Jahangir Alam (born 5 March 1973) is a Bangladeshi former cricketer who played in three One Day Internationals from 1997 to 1999.
Jahangir was an opening batsman who could keep wickets if necessary. Though enormously successful in domestic arena, he failed to perform up to expectation at the international level.

==Early days==
Jahangir was born in 1973 at Narayanganj, Dhaka. He first came into prominence during the under-19 tour of England in the summer of 1989. He started the tour with a hundred and continued to score consistently after that. His 132 against Wycombe was the highest score in the tour. In the process he shared a 210 run opening partnership with Javed Omar. Jahangir Alam scored 35 against Homestead and 40 against Wakeham Overall in five matches he scored 219 runs at an average of 43.80.

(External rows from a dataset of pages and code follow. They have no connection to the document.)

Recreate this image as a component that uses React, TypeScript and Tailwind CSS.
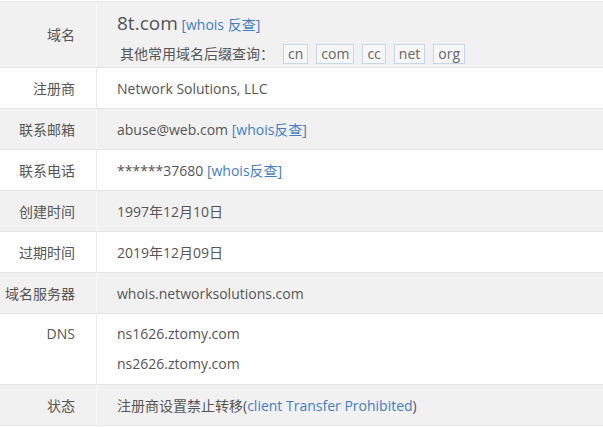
import React from "react";

const font = { fontFamily: '"Open Sans", "Noto Sans CJK SC", sans-serif' };

type Row = { label: string; grey: boolean; value: React.ReactNode };

const Link = ({ children }: { children: React.ReactNode }) => (
  <span className="text-[#3f7ec7]">{children}</span>
);

const suffixes = ["cn", "com", "cc", "net", "org"];

const rows: Row[] = [
  {
    label: "注册商",
    grey: false,
    value: "Network Solutions, LLC",
  },
  {
    label: "联系邮箱",
    grey: true,
    value: (
      <>
        abuse@web.com <Link>[whois反查]</Link>
      </>
    ),
  },
  {
    label: "联系电话",
    grey: false,
    value: (
      <>
        ******37680 <Link>[whois反查]</Link>
      </>
    ),
  },
  { label: "创建时间", grey: true, value: "1997年12月10日" },
  { label: "过期时间", grey: false, value: "2019年12月09日" },
  { label: "域名服务器", grey: true, value: "whois.networksolutions.com" },
];

export default function App() {
  return (
    <div className="w-[603px] h-[427px] bg-white text-[14px] text-[#555]" style={font}>
      <div className="border-t border-[#e6e6e6] mt-px">
        {/* domain row */}
        <div className="flex bg-[#f1f1f1] border-b border-[#e6e6e6] h-[66px]">
          <div className="w-[97px] shrink-0 border-r border-[#f8f8f8] flex items-center justify-end pr-[21px]">
            域名
          </div>
          <div className="pl-5 pt-[8px]">
            <div className="leading-[26px]">
              <span className="text-[19px]">8t.com</span> <Link>[whois 反查]</Link>
            </div>
            <div className="flex items-center mt-[5px] pl-[3px]">
              <span className="mr-[9px]">其他常用域名后缀查询：</span>
              <div className="flex gap-[8px]">
                {suffixes.map((s) => (
                  <span
                    key={s}
                    className="border border-[#c5d8ea] bg-[#f7f7f7] px-[4px] leading-[18px] text-[#666]"
                  >
                    {s}
                  </span>
                ))}
              </div>
            </div>
          </div>
        </div>

        {rows.map((r) => (
          <div
            key={r.label}
            className={`flex border-b border-[#e6e6e6] h-[41px] ${r.grey ? "bg-[#f1f1f1]" : "bg-white"}`}
          >
            <div
              className={`w-[97px] shrink-0 border-r flex items-center justify-end pr-[21px] ${
                r.grey ? "border-[#f8f8f8]" : "border-[#ececec]"
              }`}
            >
              {r.label}
            </div>
            <div className="pl-5 flex items-center">
              <span>{r.value}</span>
            </div>
          </div>
        ))}

        {/* DNS row */}
        <div className="flex border-b border-[#e6e6e6] bg-white h-[71px]">
          <div className="w-[97px] shrink-0 border-r border-[#ececec] text-right pr-[21px] pt-[5px] leading-[30px]">
            DNS
          </div>
          <div className="pl-5 pt-[5px] leading-[30px]">
            <div>ns1626.ztomy.com</div>
            <div>ns2626.ztomy.com</div>
          </div>
        </div>

        {/* status row */}
        <div className="flex border-b border-[#e6e6e6] bg-[#f1f1f1] h-[41px]">
          <div className="w-[97px] shrink-0 border-r border-[#f8f8f8] flex items-center justify-end pr-[21px]">
            状态
          </div>
          <div className="pl-5 flex items-center">
            <span>
              注册商设置禁止转移(<Link>client Transfer Prohibited</Link>)
            </span>
          </div>
        </div>
      </div>
    </div>
  );
}
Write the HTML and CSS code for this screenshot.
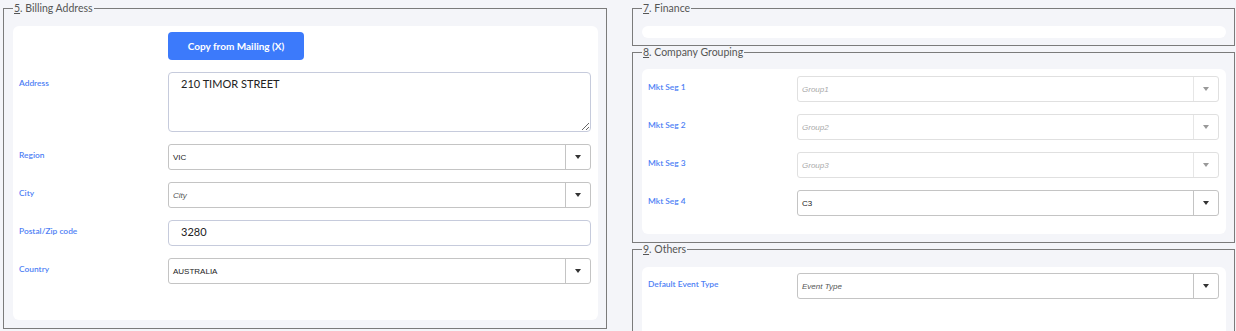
FILE: index.html
```html
<!DOCTYPE html>
<html lang="en">
<head>
    <meta charset="UTF-8">
    <meta name="viewport" content="width=device-width, initial-scale=1.0">
    <title>Customer Details</title>
    <link rel="stylesheet" href="styles.css">
</head>
<body>
    <div class="page">
        <!-- Left column -->
        <div class="column">
            <fieldset class="group">
                <legend><u>5</u>. Billing Address</legend>
                <div class="card form billing">
                    <span class="label"></span>
                    <button class="btn-copy" type="button">Copy from Mailing (X)</button>

                    <label class="label">Address</label>
                    <textarea class="text-area">210 TIMOR STREET</textarea>

                    <label class="label">Region</label>
                    <div class="combo">
                        <span class="combo-text">VIC</span>
                        <span class="combo-btn"><i class="caret"></i></span>
                    </div>

                    <label class="label">City</label>
                    <div class="combo">
                        <span class="combo-text placeholder">City</span>
                        <span class="combo-btn"><i class="caret"></i></span>
                    </div>

                    <label class="label">Postal/Zip code</label>
                    <input class="text-input" type="text" value="3280">

                    <label class="label">Country</label>
                    <div class="combo">
                        <span class="combo-text">AUSTRALIA</span>
                        <span class="combo-btn"><i class="caret"></i></span>
                    </div>
                </div>
            </fieldset>
        </div>

        <!-- Right column -->
        <div class="column">
            <fieldset class="group finance">
                <legend><u>7</u>. Finance</legend>
                <div class="card empty"></div>
            </fieldset>

            <fieldset class="group tight">
                <legend><u>8</u>. Company Grouping</legend>
                <div class="card form grouping">
                    <label class="label">Mkt Seg 1</label>
                    <div class="combo disabled">
                        <span class="combo-text placeholder">Group1</span>
                        <span class="combo-btn"><i class="caret"></i></span>
                    </div>

                    <label class="label">Mkt Seg 2</label>
                    <div class="combo disabled">
                        <span class="combo-text placeholder">Group2</span>
                        <span class="combo-btn"><i class="caret"></i></span>
                    </div>

                    <label class="label">Mkt Seg 3</label>
                    <div class="combo disabled">
                        <span class="combo-text placeholder">Group3</span>
                        <span class="combo-btn"><i class="caret"></i></span>
                    </div>

                    <label class="label">Mkt Seg 4</label>
                    <div class="combo">
                        <span class="combo-text">C3</span>
                        <span class="combo-btn"><i class="caret"></i></span>
                    </div>
                </div>
            </fieldset>

            <fieldset class="group">
                <legend><u>9</u>. Others</legend>
                <div class="card form others">
                    <label class="label">Default Event Type</label>
                    <div class="combo">
                        <span class="combo-text placeholder">Event Type</span>
                        <span class="combo-btn"><i class="caret"></i></span>
                    </div>
                </div>
            </fieldset>
        </div>
    </div>
</body>
</html>
```

FILE: styles.css
```css
/* Base */
body, html {
    margin: 0;
    padding: 0;
    background: #f4f5f9;
    font-family: 'Lato', 'Open Sans', sans-serif;
    overflow: hidden;
}

/* Two columns */
.page {
    display: grid;
    grid-template-columns: 604px 603px;
    column-gap: 25px;
    padding: 0 1px 0 3px;
}

.column {
    display: flex;
    flex-direction: column;
}

/* Fieldset groups */
.group {
    margin: 0;
    padding: 10px 8px 8px 9px;
    border: 1px solid #7b7b7b;
    min-width: 0;
}

.group + .group {
    margin-top: -2px;
}

.group.finance {
    padding-bottom: 7px;
}

.group.tight {
    padding-top: 9px;
}

.group legend {
    padding: 0 1px;
    font-size: 10.5px;
    line-height: 16px;
    color: #555;
}

/* White cards */
.card {
    background: #fff;
    border-radius: 6px;
}

.card.empty {
    height: 12px;
}

.form {
    display: grid;
    grid-template-columns: 149px 1fr;
    row-gap: 12px;
    align-items: start;
}

.billing {
    padding: 6px 7px 36px 6px;
}

.grouping {
    padding: 7px 7px 18px 6px;
}

.others {
    padding: 6px 7px 60px 6px;
}

/* Labels */
.label {
    padding-top: 6px;
    font-size: 8.4px;
    font-weight: 600;
    color: #4f7ff5;
}

/* Button */
.btn-copy {
    justify-self: start;
    width: 136px;
    height: 28px;
    border: none;
    border-radius: 4px;
    background: #3c7afb;
    color: #fff;
    font-family: inherit;
    font-size: 10px;
    font-weight: 700;
    cursor: pointer;
}

/* Text inputs */
.text-area,
.text-input {
    box-sizing: border-box;
    width: 100%;
    margin: 0;
    border: 1px solid #c6cbdc;
    border-radius: 4px;
    font-family: inherit;
    font-size: 11px;
    color: #222;
    padding: 4px 12px;
}

.text-area {
    height: 60px;
    resize: vertical;
}

.text-input {
    height: 26px;
    padding-bottom: 7px;
}

/* Combo boxes */
.combo {
    box-sizing: border-box;
    height: 26px;
    display: flex;
    border: 1px solid #c4c4c4;
    border-radius: 3px;
    background: #fff;
}

.combo-text {
    flex: 1;
    padding-left: 4px;
    display: flex;
    align-items: center;
    font-family: 'Liberation Sans', Arial, sans-serif;
    font-size: 8px;
    color: #222;
}

.combo-text.placeholder {
    font-style: italic;
    color: #555;
}

.combo-btn {
    width: 24px;
    border-left: 1px solid #c4c4c4;
    display: flex;
    align-items: center;
    justify-content: center;
}

.caret {
    width: 0;
    height: 0;
    border-left: 3px solid transparent;
    border-right: 3px solid transparent;
    border-top: 4px solid #333;
}

.combo.disabled {
    border-color: #e0e0e0;
}

.combo.disabled .combo-btn {
    border-left-color: #e6e6e6;
}

.combo.disabled .combo-text.placeholder {
    color: #aaa;
}

.combo.disabled .caret {
    border-top-color: #999;
}
```
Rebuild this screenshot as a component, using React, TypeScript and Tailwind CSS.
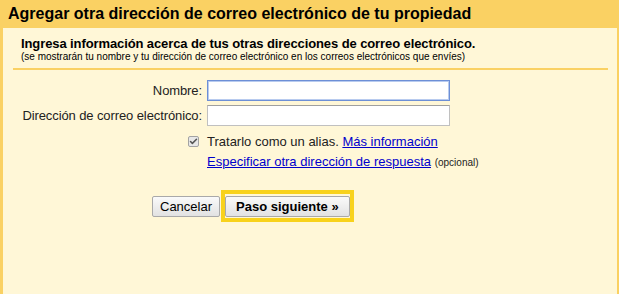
import { Check } from 'lucide-react';

export default function App() {
  return (
    <div className="w-[619px] h-[294px] bg-[#fad163] pl-[3px] pr-[2px] flex flex-col font-['Liberation_Sans',Arial,sans-serif] text-[#222]">
      {/* Title bar */}
      <div className="h-[28px] shrink-0 pl-[5px] pt-[4px]">
        <h1 className="text-[16px] leading-[19px] font-bold text-black">
          Agregar otra dirección de correo electrónico de tu propiedad
        </h1>
      </div>

      {/* Panel */}
      <div className="flex-1 bg-[#fff7d7] flex flex-col">
        <div className="pl-[18px] pt-[8px]">
          <div className="text-[13px] leading-[15px] font-bold text-black tracking-[-0.1px]">
            Ingresa información acerca de tus otras direcciones de correo electrónico.
          </div>
          <div className="text-[10px] leading-[12px] text-black">
            (se mostrarán tu nombre y tu dirección de correo electrónico en los correos electrónicos que envíes)
          </div>
        </div>
        <div className="ml-[10px] mr-[9px] mt-[5px] h-[2px] bg-[#fad163]" />

        {/* Form */}
        <div className="grid grid-cols-[199px_243px] gap-x-[5px] mt-[10px] text-[13px] leading-[15px]">
          <label className="text-right self-center tracking-[-0.1px]">Nombre:</label>
          <input className="h-[21px] bg-white border border-[#6d8fd6] shadow-[inset_0_0_0_1px_#b8cbef] outline-none px-1" />

          <label className="text-right self-center mt-[4px] tracking-[-0.1px]">Dirección de correo electrónico:</label>
          <input className="h-[21px] mt-[4px] bg-white border border-[#c0c0c0] border-t-[#a0a0a0] outline-none px-1" />

          <div className="flex justify-end items-center mt-[8px]">
            <span className="w-[11px] h-[11px] mr-[3px] rounded-[2px] border border-[#a3a3a3] bg-[#e8e8e8] flex items-center justify-center">
              <Check className="w-[9px] h-[9px] text-[#555]" strokeWidth={4} />
            </span>
          </div>
          <div className="mt-[8px]">
            Tratarlo como un alias.{' '}
            <a href="#" className="text-[#0000cc] underline">Más información</a>
          </div>

          <div />
          <div className="mt-[5px] whitespace-nowrap">
            <a href="#" className="text-[#0000cc] underline">Especificar otra dirección de respuesta</a>{' '}
            <span className="text-[10px] text-[#222]">(opcional)</span>
          </div>
        </div>

        {/* Buttons */}
        <div className="flex items-center mt-[20px] pl-[149px]">
          <button className="h-[21px] px-[7px] text-[13px] text-black border border-[#a9a9a9] rounded-[2px] bg-gradient-to-b from-[#fafafa] to-[#e2e2e2]">
            Cancelar
          </button>
          <div className="border-[4px] border-[#f8d21c] ml-[1px]">
            <button className="h-[21px] px-[10px] text-[13px] font-bold text-black border border-[#a9a9a9] rounded-[2px] bg-gradient-to-b from-[#fafafa] to-[#e2e2e2]">
              Paso siguiente »
            </button>
          </div>
        </div>
      </div>
    </div>
  );
}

In contrast, he was a big failure in the Asian under-19 Cup in Dec. 1989. His highest score of 38 in 4 matches came against Sri Lanka at Chittagong.

==In ICC Trophy==
Apart from this, his most successful time in international cricket came during the 1994 ICC Trophy in Kenya. His century, scoring 177 not out, against the eventual champions UAE was the only bright point for his team, in what was a miserable campaign for them. Jahangir followed his hundred with 48 against The Netherlands and 57 against Kenya. He finished with 283 runs at an average of 47.16 runs per innings. He was also a member of the Bangladesh team that won the ICC Trophy in 1997. However, he played in only one of the matches (against the hosts Malaysia, in the Group stages).